Directions | Show all lines of the listing that hold the word "screenshot".

Stored records |
----
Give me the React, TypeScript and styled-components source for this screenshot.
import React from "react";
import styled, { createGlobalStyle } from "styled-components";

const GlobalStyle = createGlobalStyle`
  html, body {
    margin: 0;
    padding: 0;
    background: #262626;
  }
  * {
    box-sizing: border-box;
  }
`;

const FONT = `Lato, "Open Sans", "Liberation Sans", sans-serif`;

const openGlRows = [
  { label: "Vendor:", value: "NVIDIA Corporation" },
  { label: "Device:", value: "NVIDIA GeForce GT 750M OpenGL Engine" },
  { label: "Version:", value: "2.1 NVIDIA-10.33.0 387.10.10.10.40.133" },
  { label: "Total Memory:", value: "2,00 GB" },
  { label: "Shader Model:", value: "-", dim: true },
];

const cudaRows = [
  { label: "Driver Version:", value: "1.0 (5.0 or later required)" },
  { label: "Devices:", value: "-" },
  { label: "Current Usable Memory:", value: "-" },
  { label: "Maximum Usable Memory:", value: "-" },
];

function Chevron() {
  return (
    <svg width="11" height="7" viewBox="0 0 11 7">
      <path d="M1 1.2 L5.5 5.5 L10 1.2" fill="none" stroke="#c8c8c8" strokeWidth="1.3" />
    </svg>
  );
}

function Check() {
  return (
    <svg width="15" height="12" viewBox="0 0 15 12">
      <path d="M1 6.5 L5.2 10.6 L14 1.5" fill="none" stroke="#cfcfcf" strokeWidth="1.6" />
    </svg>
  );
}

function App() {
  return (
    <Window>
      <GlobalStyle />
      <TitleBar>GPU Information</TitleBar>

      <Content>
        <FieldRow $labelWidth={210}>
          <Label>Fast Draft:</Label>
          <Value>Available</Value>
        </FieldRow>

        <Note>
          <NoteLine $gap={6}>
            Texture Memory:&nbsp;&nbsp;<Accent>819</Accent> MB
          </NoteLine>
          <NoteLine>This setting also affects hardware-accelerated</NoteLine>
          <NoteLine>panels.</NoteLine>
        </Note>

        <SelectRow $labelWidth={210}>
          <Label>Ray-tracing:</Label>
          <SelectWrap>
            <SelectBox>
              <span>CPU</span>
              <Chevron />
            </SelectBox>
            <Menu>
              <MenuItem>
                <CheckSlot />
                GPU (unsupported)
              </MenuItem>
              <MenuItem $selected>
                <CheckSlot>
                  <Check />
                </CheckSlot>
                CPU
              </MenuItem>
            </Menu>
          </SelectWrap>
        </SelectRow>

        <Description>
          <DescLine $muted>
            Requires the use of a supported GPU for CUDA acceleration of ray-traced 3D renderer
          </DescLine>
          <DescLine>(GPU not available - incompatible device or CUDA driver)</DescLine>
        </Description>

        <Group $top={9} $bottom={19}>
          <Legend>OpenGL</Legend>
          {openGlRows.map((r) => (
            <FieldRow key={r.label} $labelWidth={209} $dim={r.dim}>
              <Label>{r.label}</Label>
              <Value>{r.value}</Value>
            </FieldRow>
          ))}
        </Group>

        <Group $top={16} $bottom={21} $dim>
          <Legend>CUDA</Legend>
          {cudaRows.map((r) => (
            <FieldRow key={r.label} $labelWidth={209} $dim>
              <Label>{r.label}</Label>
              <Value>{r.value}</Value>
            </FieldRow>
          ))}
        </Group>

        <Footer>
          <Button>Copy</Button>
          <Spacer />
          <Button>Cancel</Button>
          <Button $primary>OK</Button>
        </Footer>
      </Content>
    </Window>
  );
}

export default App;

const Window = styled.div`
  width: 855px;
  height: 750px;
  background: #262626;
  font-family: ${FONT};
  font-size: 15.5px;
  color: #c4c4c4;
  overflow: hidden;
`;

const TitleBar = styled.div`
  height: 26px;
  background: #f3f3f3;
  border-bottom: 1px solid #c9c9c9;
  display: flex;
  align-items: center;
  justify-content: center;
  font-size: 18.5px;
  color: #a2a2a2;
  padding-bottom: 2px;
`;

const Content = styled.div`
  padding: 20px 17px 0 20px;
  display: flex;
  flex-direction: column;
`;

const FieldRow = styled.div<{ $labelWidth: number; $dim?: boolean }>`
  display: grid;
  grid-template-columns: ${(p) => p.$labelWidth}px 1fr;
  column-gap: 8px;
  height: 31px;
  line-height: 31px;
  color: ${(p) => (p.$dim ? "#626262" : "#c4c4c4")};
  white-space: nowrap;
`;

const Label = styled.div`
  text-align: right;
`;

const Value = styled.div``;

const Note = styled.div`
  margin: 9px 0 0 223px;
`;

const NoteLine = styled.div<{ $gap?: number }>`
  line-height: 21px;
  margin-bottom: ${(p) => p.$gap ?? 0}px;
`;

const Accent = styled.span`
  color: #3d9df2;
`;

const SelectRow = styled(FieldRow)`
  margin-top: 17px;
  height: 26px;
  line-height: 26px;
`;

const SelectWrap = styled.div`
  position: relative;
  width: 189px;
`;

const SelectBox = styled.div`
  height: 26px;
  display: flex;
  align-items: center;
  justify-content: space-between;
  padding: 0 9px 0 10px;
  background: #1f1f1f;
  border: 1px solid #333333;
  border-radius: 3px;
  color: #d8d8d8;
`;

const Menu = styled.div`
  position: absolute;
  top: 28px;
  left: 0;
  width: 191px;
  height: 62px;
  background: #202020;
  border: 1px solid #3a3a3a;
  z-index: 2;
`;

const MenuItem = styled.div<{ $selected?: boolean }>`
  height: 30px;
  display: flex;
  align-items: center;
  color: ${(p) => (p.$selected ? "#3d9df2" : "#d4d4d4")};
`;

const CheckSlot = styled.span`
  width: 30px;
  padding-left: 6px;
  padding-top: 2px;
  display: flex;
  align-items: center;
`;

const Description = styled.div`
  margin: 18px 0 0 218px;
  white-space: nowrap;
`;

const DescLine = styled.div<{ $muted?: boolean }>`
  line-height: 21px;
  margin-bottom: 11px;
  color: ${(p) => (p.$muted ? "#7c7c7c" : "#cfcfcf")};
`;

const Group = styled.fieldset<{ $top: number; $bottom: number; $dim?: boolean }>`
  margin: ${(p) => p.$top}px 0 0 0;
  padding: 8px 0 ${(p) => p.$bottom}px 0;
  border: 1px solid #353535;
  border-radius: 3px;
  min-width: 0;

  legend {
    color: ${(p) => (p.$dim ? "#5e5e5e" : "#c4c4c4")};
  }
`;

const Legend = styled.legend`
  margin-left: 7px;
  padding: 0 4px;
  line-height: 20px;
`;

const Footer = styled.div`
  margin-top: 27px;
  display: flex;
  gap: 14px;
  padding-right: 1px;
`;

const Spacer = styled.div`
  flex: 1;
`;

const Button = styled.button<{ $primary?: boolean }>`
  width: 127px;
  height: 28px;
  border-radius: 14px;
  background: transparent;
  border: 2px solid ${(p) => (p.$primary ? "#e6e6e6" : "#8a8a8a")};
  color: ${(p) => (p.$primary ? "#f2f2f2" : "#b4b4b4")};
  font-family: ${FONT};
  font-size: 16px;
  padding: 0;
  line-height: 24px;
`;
----
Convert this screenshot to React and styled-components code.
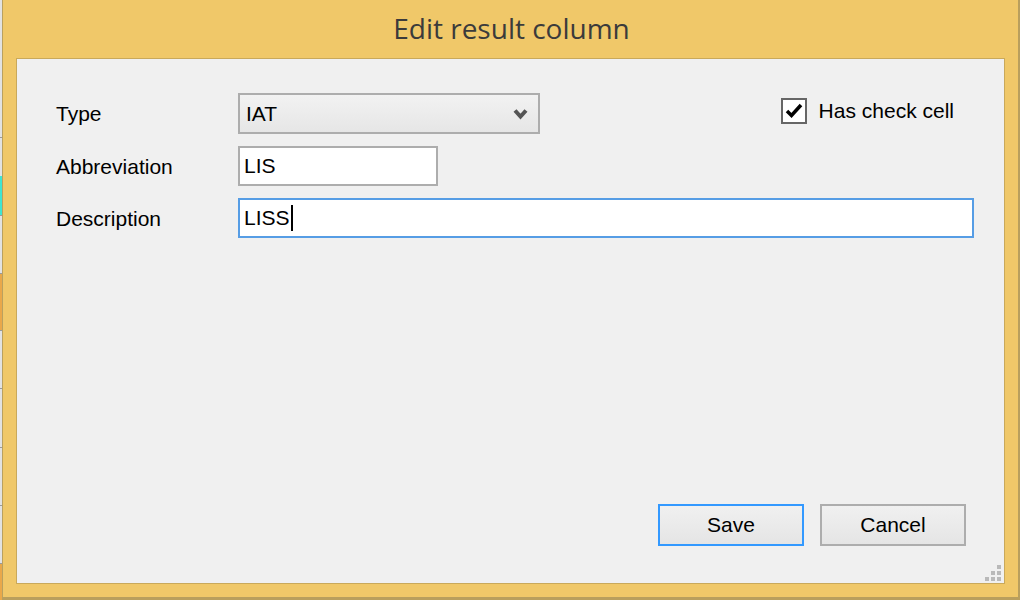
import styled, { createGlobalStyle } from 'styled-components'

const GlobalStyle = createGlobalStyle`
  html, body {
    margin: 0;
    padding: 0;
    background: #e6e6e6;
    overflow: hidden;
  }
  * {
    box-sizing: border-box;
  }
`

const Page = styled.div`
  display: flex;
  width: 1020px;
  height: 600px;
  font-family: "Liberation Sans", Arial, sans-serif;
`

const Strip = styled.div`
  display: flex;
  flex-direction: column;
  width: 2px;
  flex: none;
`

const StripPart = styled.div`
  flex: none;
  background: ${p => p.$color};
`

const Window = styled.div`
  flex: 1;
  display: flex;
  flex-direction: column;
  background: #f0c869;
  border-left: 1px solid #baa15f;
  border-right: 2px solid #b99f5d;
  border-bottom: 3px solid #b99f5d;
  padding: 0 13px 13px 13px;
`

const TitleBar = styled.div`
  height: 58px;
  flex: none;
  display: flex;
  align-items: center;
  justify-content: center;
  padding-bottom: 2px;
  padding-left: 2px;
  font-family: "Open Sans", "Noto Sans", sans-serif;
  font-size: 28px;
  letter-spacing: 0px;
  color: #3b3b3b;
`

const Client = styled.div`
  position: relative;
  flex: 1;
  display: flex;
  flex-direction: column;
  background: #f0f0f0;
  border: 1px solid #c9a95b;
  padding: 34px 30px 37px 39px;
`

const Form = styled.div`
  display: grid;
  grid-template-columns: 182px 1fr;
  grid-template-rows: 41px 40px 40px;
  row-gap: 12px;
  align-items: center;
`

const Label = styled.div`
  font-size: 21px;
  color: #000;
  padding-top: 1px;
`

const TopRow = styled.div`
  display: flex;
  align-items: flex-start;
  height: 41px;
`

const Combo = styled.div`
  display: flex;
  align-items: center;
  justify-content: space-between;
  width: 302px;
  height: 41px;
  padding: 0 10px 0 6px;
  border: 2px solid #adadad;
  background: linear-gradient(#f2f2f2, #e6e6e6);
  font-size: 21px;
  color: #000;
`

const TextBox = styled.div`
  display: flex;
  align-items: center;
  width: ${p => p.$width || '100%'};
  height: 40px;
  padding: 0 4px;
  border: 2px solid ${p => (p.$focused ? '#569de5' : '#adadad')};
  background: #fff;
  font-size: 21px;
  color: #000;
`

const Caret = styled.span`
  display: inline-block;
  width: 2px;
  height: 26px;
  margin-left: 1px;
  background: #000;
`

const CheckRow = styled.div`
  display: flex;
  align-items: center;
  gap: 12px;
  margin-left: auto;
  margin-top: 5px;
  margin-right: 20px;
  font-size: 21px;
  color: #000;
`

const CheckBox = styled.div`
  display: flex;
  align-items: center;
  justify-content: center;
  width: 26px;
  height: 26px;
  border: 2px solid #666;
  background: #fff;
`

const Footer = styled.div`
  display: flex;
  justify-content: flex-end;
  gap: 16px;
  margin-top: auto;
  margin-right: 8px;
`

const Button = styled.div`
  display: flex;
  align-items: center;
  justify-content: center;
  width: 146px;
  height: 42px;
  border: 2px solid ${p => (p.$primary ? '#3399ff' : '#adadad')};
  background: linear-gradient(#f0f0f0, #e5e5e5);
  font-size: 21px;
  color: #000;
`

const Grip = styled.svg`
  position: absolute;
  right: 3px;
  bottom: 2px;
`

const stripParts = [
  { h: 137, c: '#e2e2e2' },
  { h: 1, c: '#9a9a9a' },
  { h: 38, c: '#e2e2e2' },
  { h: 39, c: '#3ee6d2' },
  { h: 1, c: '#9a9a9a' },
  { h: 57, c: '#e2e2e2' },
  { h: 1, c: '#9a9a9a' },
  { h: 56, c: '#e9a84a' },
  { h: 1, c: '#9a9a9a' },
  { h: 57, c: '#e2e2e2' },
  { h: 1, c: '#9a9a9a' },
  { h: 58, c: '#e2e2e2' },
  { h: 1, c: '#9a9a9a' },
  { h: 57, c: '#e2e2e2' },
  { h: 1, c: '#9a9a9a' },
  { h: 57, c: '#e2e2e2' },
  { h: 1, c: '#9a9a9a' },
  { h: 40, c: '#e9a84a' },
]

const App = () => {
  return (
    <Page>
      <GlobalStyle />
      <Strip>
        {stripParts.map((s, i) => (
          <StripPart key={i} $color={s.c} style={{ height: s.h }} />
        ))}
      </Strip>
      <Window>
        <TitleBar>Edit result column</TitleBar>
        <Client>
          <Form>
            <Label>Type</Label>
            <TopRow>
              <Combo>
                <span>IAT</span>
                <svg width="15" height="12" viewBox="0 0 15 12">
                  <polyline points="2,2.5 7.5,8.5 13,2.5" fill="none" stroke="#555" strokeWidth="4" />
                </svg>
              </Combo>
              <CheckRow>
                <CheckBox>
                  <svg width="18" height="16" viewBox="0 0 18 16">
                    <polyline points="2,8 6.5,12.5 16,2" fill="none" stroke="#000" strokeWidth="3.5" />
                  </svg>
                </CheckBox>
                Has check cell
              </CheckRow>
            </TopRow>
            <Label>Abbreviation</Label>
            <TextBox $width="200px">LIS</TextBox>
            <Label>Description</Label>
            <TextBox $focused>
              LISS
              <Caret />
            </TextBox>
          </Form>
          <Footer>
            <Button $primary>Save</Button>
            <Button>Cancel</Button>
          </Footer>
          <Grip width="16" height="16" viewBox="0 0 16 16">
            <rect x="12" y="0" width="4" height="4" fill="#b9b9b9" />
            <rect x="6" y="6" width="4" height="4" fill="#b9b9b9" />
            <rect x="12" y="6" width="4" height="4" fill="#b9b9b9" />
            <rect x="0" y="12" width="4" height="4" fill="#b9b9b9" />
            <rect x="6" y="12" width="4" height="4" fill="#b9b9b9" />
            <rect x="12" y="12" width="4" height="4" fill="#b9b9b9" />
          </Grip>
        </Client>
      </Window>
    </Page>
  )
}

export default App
----
Solution |
Give me the React, TypeScript and styled-components source for this screenshot.
Convert this screenshot to React and styled-components code.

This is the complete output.